Problem: Give the data below again exactly as it stands. Omit the pictures.

-- BEGIN Data lines --

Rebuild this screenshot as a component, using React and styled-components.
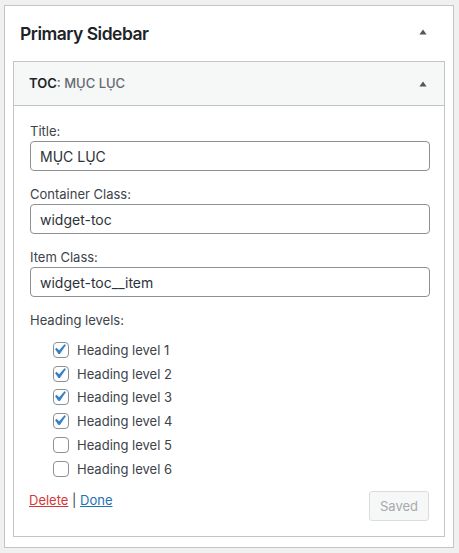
import React from "react";
import styled, { createGlobalStyle } from "styled-components";

const Global = createGlobalStyle`
  html, body { margin: 0; padding: 0; background: #f0f0f1; }
  body { font-family: Inter, "Noto Sans", "Liberation Sans", sans-serif; color: #3c434a; font-size: 13px; }
  * { box-sizing: border-box; }
`;

const Card = styled.div`
  margin: 5px 0 0 4px;
  width: 450px;
  background: #fff;
  border: 1px solid #c3c4c7;
  padding-bottom: 10px;
`;

const CardHead = styled.div`
  height: 55px;
  display: flex;
  align-items: center;
  justify-content: space-between;
  padding: 0 26px 0 15px;
`;

const SidebarTitle = styled.h2`
  margin: 0;
  font-size: 17.5px;
  font-weight: 600;
  color: #1d2327;
  letter-spacing: -0.5px;
  line-height: 1;
`;

const Toggle = styled.svg`
  display: block;
  width: 8px;
  height: 6px;
  margin-top: ${(p) => p.$dy || 0}px;
`;

const Widget = styled.div`
  margin: 0 8px;
  border: 1px solid #c3c4c7;
`;

const WidgetHead = styled.div`
  height: 44px;
  display: flex;
  align-items: center;
  justify-content: space-between;
  padding: 0 17px 0 15px;
  background: #f6f7f7;
  border-bottom: 1px solid #c3c4c7;
`;

const WidgetTitle = styled.h3`
  margin: 0;
  font-size: 13px;
  font-weight: 600;
  color: #1d2327;
  line-height: 1;
`;

const InTitle = styled.span`
  font-weight: 500;
  color: #646970;
`;

const Body = styled.div`
  padding: 15px 14px 15px 16px;
`;

const Field = styled.div`
  margin-bottom: 13px;
`;

const Label = styled.label`
  display: block;
  line-height: 20px;
  font-size: 13px;
  color: #3c434a;
`;

const Input = styled.input`
  display: block;
  width: 100%;
  height: 30px;
  border: 1px solid #8c8f94;
  border-radius: 4px;
  padding: 0 9px;
  font: inherit;
  font-size: 14px;
  color: #2c3338;
  background: #fff;
  outline: none;
`;

const LevelList = styled.div`
  margin-top: 8px;
  padding-left: 23px;
`;

const Row = styled.label`
  height: 23.75px;
  display: flex;
  align-items: center;
  gap: 8px;
  font-size: 13px;
  color: #3c434a;
`;

const Box = styled.span`
  position: relative;
  width: 16px;
  height: 16px;
  border: 1px solid #8c8f94;
  border-radius: 4px;
  background: #fff;
  flex: none;
`;

const Check = styled.svg`
  position: absolute;
  width: 21px;
  height: 21px;
  left: -5px;
  top: -4px;
`;

const Footer = styled.div`
  margin-top: 8px;
  display: flex;
  justify-content: space-between;
  align-items: flex-start;
`;

const Links = styled.div`
  padding-top: 2px;
  line-height: 19px;
  font-size: 13px;
  color: #3c434a;
  margin-left: -1px;
`;

const Sep = styled.span`
  color: #3c434a;
`;

const A = styled.a`
  color: ${(p) => (p.$danger ? "#d63638" : "#2271b1")};
  text-decoration: underline;
`;

const Saved = styled.button`
  margin-top: 2px;
  margin-right: 1px;
  height: 30px;
  padding: 0 10px;
  border: 1px solid #dcdcde;
  border-radius: 3px;
  background: #f6f7f7;
  color: #a7aaad;
  font: inherit;
  font-size: 13px;
`;

const Arrow = ({ dy }) => (
  <Toggle viewBox="0 0 8 6" $dy={dy}>
    <path d="M4 0.5 L7.6 5.5 L0.4 5.5 Z" fill="#50575e" />
  </Toggle>
);

const levels = [1, 2, 3, 4, 5, 6];
const checked = { 1: true, 2: true, 3: true, 4: true };

export default function App() {
  return (
    <>
      <Global />
      <Card>
        <CardHead>
          <SidebarTitle>Primary Sidebar</SidebarTitle>
          <Arrow dy={-4} />
        </CardHead>
        <Widget>
          <WidgetHead>
            <WidgetTitle>
              TOC<InTitle>: MỤC LỤC</InTitle>
            </WidgetTitle>
            <Arrow dy={1} />
          </WidgetHead>
          <Body>
            <Field>
              <Label>Title:</Label>
              <Input defaultValue="MỤC LỤC" />
            </Field>
            <Field>
              <Label>Container Class:</Label>
              <Input defaultValue="widget-toc" />
            </Field>
            <Field>
              <Label>Item Class:</Label>
              <Input defaultValue="widget-toc__item" />
            </Field>
            <Label>Heading levels:</Label>
            <LevelList>
              {levels.map((l) => (
                <Row key={l}>
                  <Box>
                    {checked[l] && (
                      <Check viewBox="0 0 20 20">
                        <path
                          d="M14.83 4.89l1.34.94-5.81 8.38H9.02L5.78 9.67l1.34-1.25 2.57 2.4z"
                          fill="#3582c4"
                        />
                      </Check>
                    )}
                  </Box>
                  Heading level {l}
                </Row>
              ))}
            </LevelList>
            <Footer>
              <Links>
                <A $danger href="#">Delete</A>
                <Sep> | </Sep>
                <A href="#">Done</A>
              </Links>
              <Saved>Saved</Saved>
            </Footer>
          </Body>
        </Widget>
      </Card>
    </>
  );
}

-- END Data lines --

Output of the task:
Rebuild this screenshot as a component, using React and styled-components.
import React from "react";
import styled, { createGlobalStyle } from "styled-components";

const Global = createGlobalStyle`
  html, body { margin: 0; padding: 0; background: #f0f0f1; }
  body { font-family: Inter, "Noto Sans", "Liberation Sans", sans-serif; color: #3c434a; font-size: 13px; }
  * { box-sizing: border-box; }
`;

const Card = styled.div`
  margin: 5px 0 0 4px;
  width: 450px;
  background: #fff;
  border: 1px solid #c3c4c7;
  padding-bottom: 10px;
`;

const CardHead = styled.div`
  height: 55px;
  display: flex;
  align-items: center;
  justify-content: space-between;
  padding: 0 26px 0 15px;
`;

const SidebarTitle = styled.h2`
  margin: 0;
  font-size: 17.5px;
  font-weight: 600;
  color: #1d2327;
  letter-spacing: -0.5px;
  line-height: 1;
`;

const Toggle = styled.svg`
  display: block;
  width: 8px;
  height: 6px;
  margin-top: ${(p) => p.$dy || 0}px;
`;

const Widget = styled.div`
  margin: 0 8px;
  border: 1px solid #c3c4c7;
`;

const WidgetHead = styled.div`
  height: 44px;
  display: flex;
  align-items: center;
  justify-content: space-between;
  padding: 0 17px 0 15px;
  background: #f6f7f7;
  border-bottom: 1px solid #c3c4c7;
`;

const WidgetTitle = styled.h3`
  margin: 0;
  font-size: 13px;
  font-weight: 600;
  color: #1d2327;
  line-height: 1;
`;

const InTitle = styled.span`
  font-weight: 500;
  color: #646970;
`;

const Body = styled.div`
  padding: 15px 14px 15px 16px;
`;

const Field = styled.div`
  margin-bottom: 13px;
`;

const Label = styled.label`
  display: block;
  line-height: 20px;
  font-size: 13px;
  color: #3c434a;
`;

const Input = styled.input`
  display: block;
  width: 100%;
  height: 30px;
  border: 1px solid #8c8f94;
  border-radius: 4px;
  padding: 0 9px;
  font: inherit;
  font-size: 14px;
  color: #2c3338;
  background: #fff;
  outline: none;
`;

const LevelList = styled.div`
  margin-top: 8px;
  padding-left: 23px;
`;

const Row = styled.label`
  height: 23.75px;
  display: flex;
  align-items: center;
  gap: 8px;
  font-size: 13px;
  color: #3c434a;
`;

const Box = styled.span`
  position: relative;
  width: 16px;
  height: 16px;
  border: 1px solid #8c8f94;
  border-radius: 4px;
  background: #fff;
  flex: none;
`;

const Check = styled.svg`
  position: absolute;
  width: 21px;
  height: 21px;
  left: -5px;
  top: -4px;
`;

const Footer = styled.div`
  margin-top: 8px;
  display: flex;
  justify-content: space-between;
  align-items: flex-start;
`;

const Links = styled.div`
  padding-top: 2px;
  line-height: 19px;
  font-size: 13px;
  color: #3c434a;
  margin-left: -1px;
`;

const Sep = styled.span`
  color: #3c434a;
`;

const A = styled.a`
  color: ${(p) => (p.$danger ? "#d63638" : "#2271b1")};
  text-decoration: underline;
`;

const Saved = styled.button`
  margin-top: 2px;
  margin-right: 1px;
  height: 30px;
  padding: 0 10px;
  border: 1px solid #dcdcde;
  border-radius: 3px;
  background: #f6f7f7;
  color: #a7aaad;
  font: inherit;
  font-size: 13px;
`;

const Arrow = ({ dy }) => (
  <Toggle viewBox="0 0 8 6" $dy={dy}>
    <path d="M4 0.5 L7.6 5.5 L0.4 5.5 Z" fill="#50575e" />
  </Toggle>
);

const levels = [1, 2, 3, 4, 5, 6];
const checked = { 1: true, 2: true, 3: true, 4: true };

export default function App() {
  return (
    <>
      <Global />
      <Card>
        <CardHead>
          <SidebarTitle>Primary Sidebar</SidebarTitle>
          <Arrow dy={-4} />
        </CardHead>
        <Widget>
          <WidgetHead>
            <WidgetTitle>
              TOC<InTitle>: MỤC LỤC</InTitle>
            </WidgetTitle>
            <Arrow dy={1} />
          </WidgetHead>
          <Body>
            <Field>
              <Label>Title:</Label>
              <Input defaultValue="MỤC LỤC" />
            </Field>
            <Field>
              <Label>Container Class:</Label>
              <Input defaultValue="widget-toc" />
            </Field>
            <Field>
              <Label>Item Class:</Label>
              <Input defaultValue="widget-toc__item" />
            </Field>
            <Label>Heading levels:</Label>
            <LevelList>
              {levels.map((l) => (
                <Row key={l}>
                  <Box>
                    {checked[l] && (
                      <Check viewBox="0 0 20 20">
                        <path
                          d="M14.83 4.89l1.34.94-5.81 8.38H9.02L5.78 9.67l1.34-1.25 2.57 2.4z"
                          fill="#3582c4"
                        />
                      </Check>
                    )}
                  </Box>
                  Heading level {l}
                </Row>
              ))}
            </LevelList>
            <Footer>
              <Links>
                <A $danger href="#">Delete</A>
                <Sep> | </Sep>
                <A href="#">Done</A>
              </Links>
              <Saved>Saved</Saved>
            </Footer>
          </Body>
        </Widget>
      </Card>
    </>
  );
}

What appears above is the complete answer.